UPSs earned their great reputation for power conditioning due to the performance of the true "on-line” variety. This type of UPS uses utility power only to charge the UPS battery. Battery power, which is DC (direct current), is then converted back to AC to power the connected equipment. This "double conversion” process completely isolates powered equipment from incoming utility current eliminating any interference, voltage spike hazards or voltage level problems.
Volt Amp (VA) = The size of electrical capacity or electrical load expressed as the product of circuit voltage and its ampacity. (Volts x amps = volt amps) This is also equal to the apparent power of AC current.
Voltage (V) = The measure of potential energy of an electric field which causes an electric current in a conductor. Voltage is the "force” that causes current to flow. Standard US electrical utility power is 120 volts (alternating current), single phase, for most residential and commercial use.

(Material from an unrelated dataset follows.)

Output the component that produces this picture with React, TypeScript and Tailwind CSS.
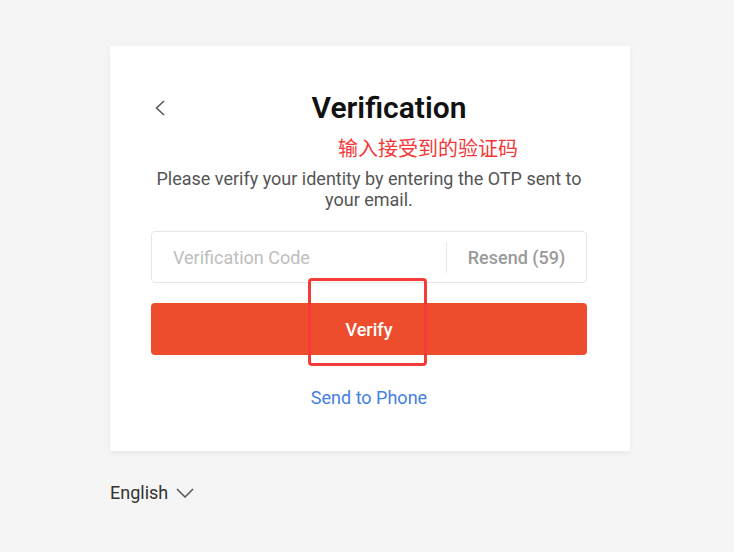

Voltage Regulation = US electric utility power is standardized at 120 volts (sometimes referred to as VAC), 60 hertz (Hz) (i.e 60 cycles per second). Electricity suppliers aim to keep most customers supplied between 114 and 126 V most of the time. However variations in the peak or average voltage do occur. When the RMS voltage exceeds the nominal correct voltage by a certain margin, the event may be called a "swell". A "dip", "sag" (short duration) and "brown out” (long duration) are low voltage events that are observable. Low voltage events are more common than high ones. A voltage regulator can accept this voltage variance within a limited range and produce correct voltage output. Line interactive and on line UPSs provide voltage regulation.
Watt (W) = A measure of work performed. Wattage equals volts x amps x power factor. Because power factors are less than 1, the wattage specifications for AC current are usually less than the volt amp (VA) rating.